Direktur-Sekretaris BUMDes di Bangli Dituntut 2 dan 1 Tahun Penjara

Sui Suadnyana, Firizqi Irwan - detikBali
Kamis, 21 Agu 2025 22:41 WIB
Salah satu terdakwa korupsi BUMDes Jaya Giri, Desa Subaya, Kecamatan Kintamani, Bangli, dalam persidangan di Pengadilan Tipikor, Denpasar, Kamis (21/8/2025). (Dok. Tipikor Denpasar)
Foto: Salah satu terdakwa korupsi BUMDes Jaya Giri, Desa Subaya, Kecamatan Kintamani, Bangli, dalam persidangan di Pengadilan Tipikor, Denpasar, Kamis (21/8/2025). (Dok. Tipikor Denpasar)
Denpasar -

Direktur Badan Usaha Milik Desa (BUMDes) Jaya Giri, Desa Subaya, Kecamatan Kintamani, Bangli, Ni Nengah Suantari (31) dituntut selama dua tahun penjara. Sekretarisnya, Ni Putu Januartini (24), juga dituntut hukuman penjara selama satu tahun. Keduanya dituntut penjara lantaran korupsi dan merugikan keuangan negara hingga Rp 210 juta.

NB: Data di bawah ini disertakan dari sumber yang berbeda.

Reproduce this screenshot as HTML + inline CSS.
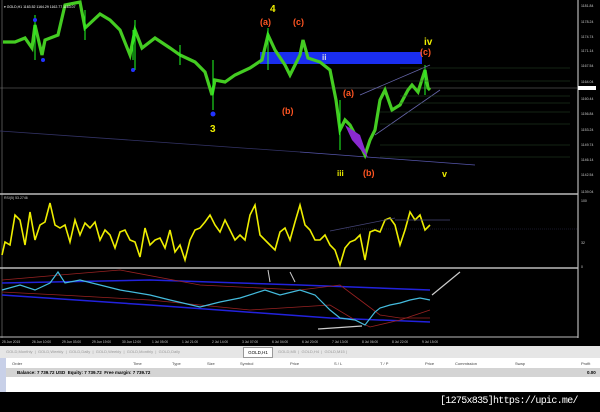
<!DOCTYPE html><html><head><style>
body{margin:0;width:600px;height:412px;background:#000;overflow:hidden;font-family:"Liberation Sans",sans-serif;position:relative}
.a{position:absolute}
.t{font-size:4px;color:#ccc;white-space:nowrap}
</style></head><body>
<svg class="a" style="left:0;top:0" width="600" height="346" viewBox="0 0 600 346">
<rect x="0" y="0" width="578" height="338" fill="#000"/>
<line x1="578" y1="0" x2="578" y2="338" stroke="#ddd" stroke-width="1"/>
<line x1="2" y1="0" x2="2" y2="338" stroke="#888" stroke-width="0.6"/>
<line x1="0" y1="194" x2="578" y2="194" stroke="#bbb" stroke-width="1.5"/>
<line x1="0" y1="268" x2="578" y2="268" stroke="#bbb" stroke-width="1.5"/>
<line x1="0" y1="337" x2="578" y2="337" stroke="#bbb" stroke-width="1"/>
<line x1="0" y1="88" x2="578" y2="88" stroke="#777" stroke-width="0.6"/>
<rect x="260" y="52" width="162" height="12" fill="#1a2ef0"/>
<line x1="0" y1="131" x2="300" y2="152" stroke="#336" stroke-width="0.8"/>
<line x1="300" y1="152" x2="475" y2="165" stroke="#55a" stroke-width="0.8"/>
<polyline fill="none" stroke="#4c2" stroke-width="3.2" points="3,42 15,42 25,38 32,48 35,25 42,55 45,40 58,35 65,5 80,2 85,28 100,14 110,20 120,30 130,55 135,30 142,48 155,38 170,48 180,55 195,62 205,72 212,95 215,80 225,82 235,75 250,68 262,60 268,35 275,50 285,65 290,75 295,65 300,55 303,40 308,58 320,62 330,70 336,100 340,130 345,120 350,125 358,140 365,155 370,140 375,130 380,100 385,90 392,110 400,105 408,90 412,85 418,92 425,70 428,88 430,90"/>
<g stroke="#2f2" stroke-width="1">
<line x1="35" y1="15" x2="35" y2="60"/><line x1="85" y1="10" x2="85" y2="40"/><line x1="135" y1="20" x2="135" y2="70"/><line x1="213" y1="60" x2="213" y2="110"/><line x1="268" y1="28" x2="268" y2="70"/><line x1="340" y1="100" x2="340" y2="150"/><line x1="425" y1="65" x2="425" y2="95"/><line x1="133" y1="30" x2="133" y2="60"/><line x1="180" y1="45" x2="180" y2="65"/>
</g>
<polygon points="345,125 360,135 368,158 352,140" fill="#8a2ad0"/>
<line x1="360" y1="95" x2="430" y2="65" stroke="#66a" stroke-width="0.8"/>
<line x1="375" y1="135" x2="440" y2="90" stroke="#66a" stroke-width="0.8"/>
<g stroke="#2a4a2a" stroke-width="0.6">
<line x1="400" y1="68" x2="570" y2="68"/><line x1="400" y1="81" x2="570" y2="81"/><line x1="400" y1="96" x2="570" y2="96"/><line x1="400" y1="103" x2="570" y2="103"/><line x1="380" y1="112" x2="570" y2="112"/><line x1="380" y1="124" x2="570" y2="124"/><line x1="380" y1="145" x2="570" y2="145"/><line x1="380" y1="157" x2="570" y2="157"/>
</g>
<circle cx="213" cy="114" r="2.5" fill="#23f"/><circle cx="43" cy="60" r="2" fill="#23f"/><circle cx="35" cy="20" r="2" fill="#23f"/><circle cx="133" cy="70" r="2" fill="#23f"/>
<g font-family="Liberation Sans" font-weight="bold">
<text x="210" y="132" fill="#ee0" font-size="10">3</text>
<text x="270" y="12" fill="#ee0" font-size="10">4</text>
<text x="260" y="25" fill="#f52" font-size="9">(a)</text>
<text x="293" y="25" fill="#f52" font-size="9">(c)</text>
<text x="282" y="114" fill="#f52" font-size="9">(b)</text>
<text x="343" y="96" fill="#f52" font-size="9">(a)</text>
<text x="363" y="176" fill="#f52" font-size="9">(b)</text>
<text x="420" y="55" fill="#f52" font-size="9">(c)</text>
<text x="424" y="45" fill="#ee0" font-size="10">iv</text>
<text x="337" y="176" fill="#ee0" font-size="8">iii</text>
<text x="442" y="177" fill="#ee0" font-size="9">v</text>
<text x="322" y="60" fill="#ddd" font-size="8">ii</text>
</g>
<line x1="346" y1="229" x2="578" y2="229" stroke="#335" stroke-dasharray="1,1" stroke-width="0.6"/>
<polyline fill="none" stroke="#ee0" stroke-width="1.6" points="2,255 5,242 10,245 15,215 20,220 25,245 30,212 35,240 40,225 45,222 50,203 55,225 60,228 65,225 70,242 75,220 80,235 85,223 90,228 95,222 100,240 105,230 110,235 115,248 120,232 125,230 130,240 135,242 140,257 145,228 150,245 155,240 160,238 165,248 170,230 175,252 180,245 185,260 190,240 195,230 200,228 205,222 210,215 215,225 220,232 225,220 230,230 235,240 240,235 245,240 250,215 255,205 260,235 265,240 270,245 275,250 280,232 285,228 290,240 295,222 300,205 305,225 310,230 315,240 320,240 325,235 330,245 335,250 340,265 345,248 350,242 355,240 360,235 365,260 370,232 375,230 380,232 385,220 390,218 395,225 400,245 405,230 410,212 415,220 420,215 425,230 430,225"/>
<line x1="330" y1="231" x2="395" y2="218" stroke="#447" stroke-width="0.7"/><line x1="395" y1="220" x2="450" y2="220" stroke="#447" stroke-width="0.7"/>
<polyline fill="none" stroke="#22d" stroke-width="1.5" points="2,283 150,280 300,285 430,290"/>
<polyline fill="none" stroke="#22d" stroke-width="1.5" points="2,295 150,305 330,318 430,322"/>
<polyline fill="none" stroke="#922" stroke-width="0.8" points="2,280 60,275 120,270 200,285 300,290 340,285 360,300 380,315 400,318 430,318"/>
<polyline fill="none" stroke="#922" stroke-width="0.8" points="2,292 60,295 150,300 250,310 330,305 355,320 370,327 400,320 430,310"/>
<polyline fill="none" stroke="#4bd" stroke-width="1.2" points="2,290 20,285 35,290 50,283 58,272 65,283 80,280 100,285 120,290 150,295 170,300 200,307 220,302 240,298 265,290 280,295 300,290 315,295 330,310 340,318 355,320 365,325 375,312 380,308 390,305 400,303 410,300 420,298 430,300"/>
<line x1="268" y1="270" x2="270" y2="282" stroke="#ccc"/><line x1="290" y1="272" x2="295" y2="282" stroke="#ccc"/>
<line x1="460" y1="272" x2="432" y2="295" stroke="#ccc" stroke-width="1.2"/>
<line x1="318" y1="329" x2="362" y2="326" stroke="#ccc" stroke-width="1.2"/>
<rect x="578" y="86" width="18" height="4" fill="#fff"/>
<g font-size="3.5" fill="#ccc" font-family="Liberation Sans">
<text x="581" y="7">1181.84</text><text x="581" y="23">1178.24</text><text x="581" y="38">1174.74</text><text x="581" y="52">1171.14</text><text x="581" y="67">1167.54</text><text x="581" y="83">1164.04</text><text x="581" y="100">1160.44</text><text x="581" y="115">1156.84</text><text x="581" y="131">1153.24</text><text x="581" y="146">1149.74</text><text x="581" y="161">1146.14</text><text x="581" y="176">1142.54</text><text x="581" y="193">1139.04</text>
<text x="581" y="202">100</text><text x="581" y="244">32</text><text x="581" y="268">0</text>
<text x="4" y="8" fill="#fff">▾ GOLD,H1  1163.52  1164.29  1162.77  1163.07</text>
<text x="4" y="199">RSI(5) 53.2746</text>
</g>
<g font-size="3.3" fill="#ccc" font-family="Liberation Sans">
<text x="2" y="343">25 Jun 2015</text><text x="32" y="343">26 Jun 10:00</text><text x="62" y="343">29 Jun 03:00</text><text x="92" y="343">29 Jun 19:00</text><text x="122" y="343">30 Jun 12:00</text><text x="152" y="343">1 Jul 05:00</text><text x="182" y="343">1 Jul 21:00</text><text x="212" y="343">2 Jul 14:00</text><text x="242" y="343">3 Jul 07:00</text><text x="272" y="343">6 Jul 04:00</text><text x="302" y="343">6 Jul 20:00</text><text x="332" y="343">7 Jul 13:00</text><text x="362" y="343">8 Jul 06:00</text><text x="392" y="343">8 Jul 22:00</text><text x="422" y="343">9 Jul 15:00</text>
</g>
</svg>
<div class="a" style="left:0;top:346px;width:600px;height:12px;background:#e6e6e6"></div>
<div class="a" style="left:243px;top:347px;width:30px;height:11px;background:#fff;border:1px solid #999;box-sizing:border-box;font-size:4.5px;color:#000;text-align:center;line-height:10px">GOLD,H1</div>
<div class="a t" style="left:6px;top:349px;color:#999">GOLD,Monthly &nbsp;| &nbsp;GOLD,Weekly &nbsp;| &nbsp;GOLD,Daily &nbsp;| &nbsp;GOLD,Weekly &nbsp;| &nbsp;GOLD,Monthly &nbsp;| &nbsp;GOLD,Daily</div>
<div class="a t" style="left:278px;top:349px;color:#999">GOLD,M5 &nbsp;| &nbsp;GOLD,H4 &nbsp;| &nbsp;GOLD,M15 |</div>
<div class="a" style="left:0;top:358px;width:600px;height:34px;background:#fff"></div>
<div class="a" style="left:0;top:358px;width:6px;height:34px;background:#c8d0e8"></div>
<div class="a t" style="left:12px;top:361px;color:#444">Order</div>
<div class="a t" style="left:133px;top:361px;color:#444">Time</div><div class="a t" style="left:172px;top:361px;color:#444">Type</div><div class="a t" style="left:207px;top:361px;color:#444">Size</div><div class="a t" style="left:240px;top:361px;color:#444">Symbol</div><div class="a t" style="left:290px;top:361px;color:#444">Price</div><div class="a t" style="left:334px;top:361px;color:#444">S / L</div><div class="a t" style="left:380px;top:361px;color:#444">T / P</div><div class="a t" style="left:425px;top:361px;color:#444">Price</div><div class="a t" style="left:455px;top:361px;color:#444">Commission</div><div class="a t" style="left:515px;top:361px;color:#444">Swap</div><div class="a t" style="left:581px;top:361px;color:#444">Profit</div>
<div class="a" style="left:6px;top:368px;width:594px;height:9px;background:#d4d4d4"></div>
<div class="a t" style="left:17px;top:369.5px;color:#000;font-weight:bold;font-size:4.5px">Balance: 7 739.72 USD &nbsp;Equity: 7 739.72 &nbsp;Free margin: 7 739.72</div>
<div class="a t" style="left:587px;top:369.5px;color:#000;font-weight:bold;font-size:4.5px">0.00</div>
<div class="a" style="left:440px;top:396px;color:#fff;font-size:10px;font-family:'Liberation Mono',monospace;letter-spacing:-0.7px;white-space:nowrap">[1275x835]https://upic.me/</div>
</body></html>
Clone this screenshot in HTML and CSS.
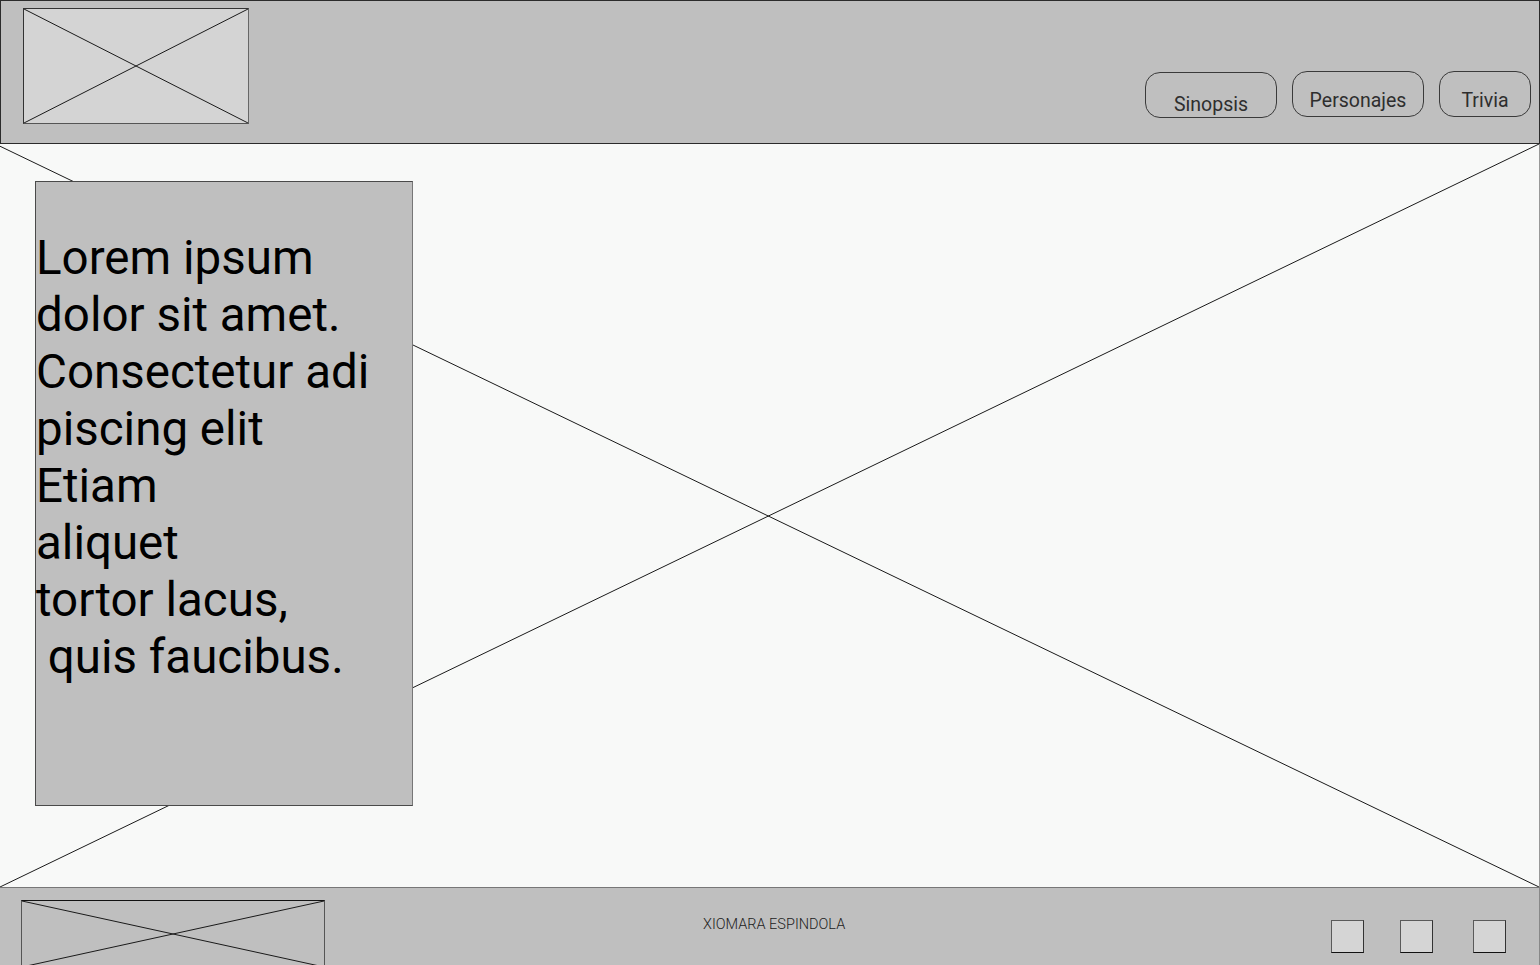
FILE: index.html
```html
<!DOCTYPE html>
<html>
	<head>
		<meta charset="utf-8">
		<title>Wireframe</title>
		<link rel="stylesheet" href="styles.css">
	</head>
	<body>
		<div class="page">
			<!-- cabecera -->
			<div class="header">
				<div class="logo">
					<svg class="cross" viewBox="0 0 100 100" preserveAspectRatio="none">
						<line x1="0" y1="0" x2="100" y2="100" vector-effect="non-scaling-stroke"/>
						<line x1="100" y1="0" x2="0" y2="100" vector-effect="non-scaling-stroke"/>
					</svg>
				</div>
				<div class="nav">
					<div class="navBtn btnLow">Sinopsis</div>
					<div class="navBtn">Personajes</div>
					<div class="navBtn btnSmall">Trivia</div>
				</div>
			</div>
			<!-- contenido -->
			<div class="hero">
				<svg class="cross" viewBox="0 0 100 100" preserveAspectRatio="none">
					<line x1="0" y1="0.3" x2="100" y2="100" vector-effect="non-scaling-stroke"/>
					<line x1="100" y1="0" x2="0" y2="100" vector-effect="non-scaling-stroke"/>
				</svg>
				<div class="textBox">
					<p>Lorem ipsum<br>dolor sit amet.<br>Consectetur adi<br>piscing elit<br>Etiam<br>aliquet<br>tortor lacus,<br>&nbsp;quis faucibus.</p>
				</div>
			</div>
			<!-- pie -->
			<div class="footer">
				<div class="footLogo">
					<svg class="cross" viewBox="0 0 100 100" preserveAspectRatio="none">
						<line x1="0" y1="0" x2="100" y2="100" vector-effect="non-scaling-stroke"/>
						<line x1="100" y1="0" x2="0" y2="100" vector-effect="non-scaling-stroke"/>
					</svg>
				</div>
				<div class="author">XIOMARA ESPINDOLA</div>
				<div class="social">
					<div class="sq"></div>
					<div class="sq sq2"></div>
					<div class="sq sq3"></div>
				</div>
			</div>
		</div>
	</body>
</html>
```

FILE: styles.css
```css
* {
	margin: 0;
	padding: 0;
	box-sizing: border-box;
}

body {
	background: #f8f9f8;
	font-family: Roboto, "Liberation Sans", sans-serif;
	overflow: hidden;
}

.page {
	width: 1540px;
	height: 965px;
	display: flex;
	flex-direction: column;
}

.cross {
	display: block;
	width: 100%;
	height: 100%;
}

.cross line {
	stroke: #1a1a1a;
	stroke-width: 1;
}

/* cabecera */
.header {
	height: 144px;
	background: #bfbfbf;
	border: 1px solid #2b2b2b;
	display: flex;
	justify-content: space-between;
	padding: 7px 8px 0 22px;
}

.header .logo {
	width: 226px;
	height: 116px;
	background: #d4d4d4;
	border: 1px solid #333;
	border-right-color: #666;
	border-bottom-color: #555;
}

.header .nav {
	display: flex;
	align-items: flex-start;
	gap: 15px;
	padding-top: 63px;
}

.header .navBtn {
	width: 132px;
	height: 46px;
	border: 1px solid #3a3a3a;
	border-radius: 15px;
	font-size: 19.5px;
	color: #2e2e2e;
	text-align: center;
	padding-top: 18px;
	line-height: 22px;
}

.header .btnLow {
	margin-top: 1px;
	padding-top: 21px;
}

.header .btnSmall {
	width: 92px;
}

/* contenido */
.hero {
	height: 743px;
	position: relative;
	border-right: 1px solid #999;
}

.hero .textBox {
	position: absolute;
	left: 35px;
	top: 37px;
	width: 378px;
	height: 625px;
	background: #bfbfbf;
	border: 1px solid #4a4a4a;
	border-right-color: #777;
	padding: 48px 0 0 0;
}

.hero .textBox p {
	font-size: 47.5px;
	line-height: 57px;
	color: #000;
	white-space: nowrap;
}

/* pie */
.footer {
	height: 78px;
	background: #bfbfbf;
	border-top: 1px solid #777;
	border-right: 1px solid #888;
	display: flex;
	align-items: flex-start;
	padding: 12px 0 0 21px;
	overflow: hidden;
}

.footer .footLogo {
	width: 304px;
	height: 67px;
	flex-shrink: 0;
	border: 1px solid #555;
	border-top-color: #111;
	border-bottom: none;
}

.footer .author {
	width: 560px;
	flex-shrink: 0;
	padding-left: 378px;
	padding-top: 16px;
	font-size: 14.5px;
	font-weight: 300;
	color: #222;
	white-space: nowrap;
}

.footer .social {
	display: flex;
	padding-top: 20px;
	padding-left: 446px;
}

.footer .sq {
	width: 33px;
	height: 33px;
	background: #d5d5d5;
	border: 1px solid #5a5a5a;
	border-bottom-color: #111;
	border-right-color: #333;
}

.footer .sq2 {
	margin-left: 36px;
}

.footer .sq3 {
	margin-left: 40px;
}
```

Jaksa Penuntut Umum (JPU) Kejaksaan Negeri (Kejari) Bangli, Kadek Teguh Dwi Putra Jayakesunu, menilai Suantari dan Januartini terbukti secara sah dan menyakinkan bersalah melakukan tindak pidana korupsi sesuai Pasal 3 juncto Pasal 18 Undang-Undang Nomor 20 Tahun 2021 sebagaimana dakwaan subsider penuntut umum.

Selain penjara, Suantari juga dituntut denda sebesar Rp 100 juta dan akan diganti hukuman penjara selama tiga bulan jika tidak dibayar. Tak cuma itu, JPU juga menuntut pidana tambahan, yakni membayar uang pengganti sebesar Rp 91.063.217. Jika tidak dibayar dalam satu bulan, maka harta bendanya disita oleh jaksa dan dilelang sebagai uang pengganti.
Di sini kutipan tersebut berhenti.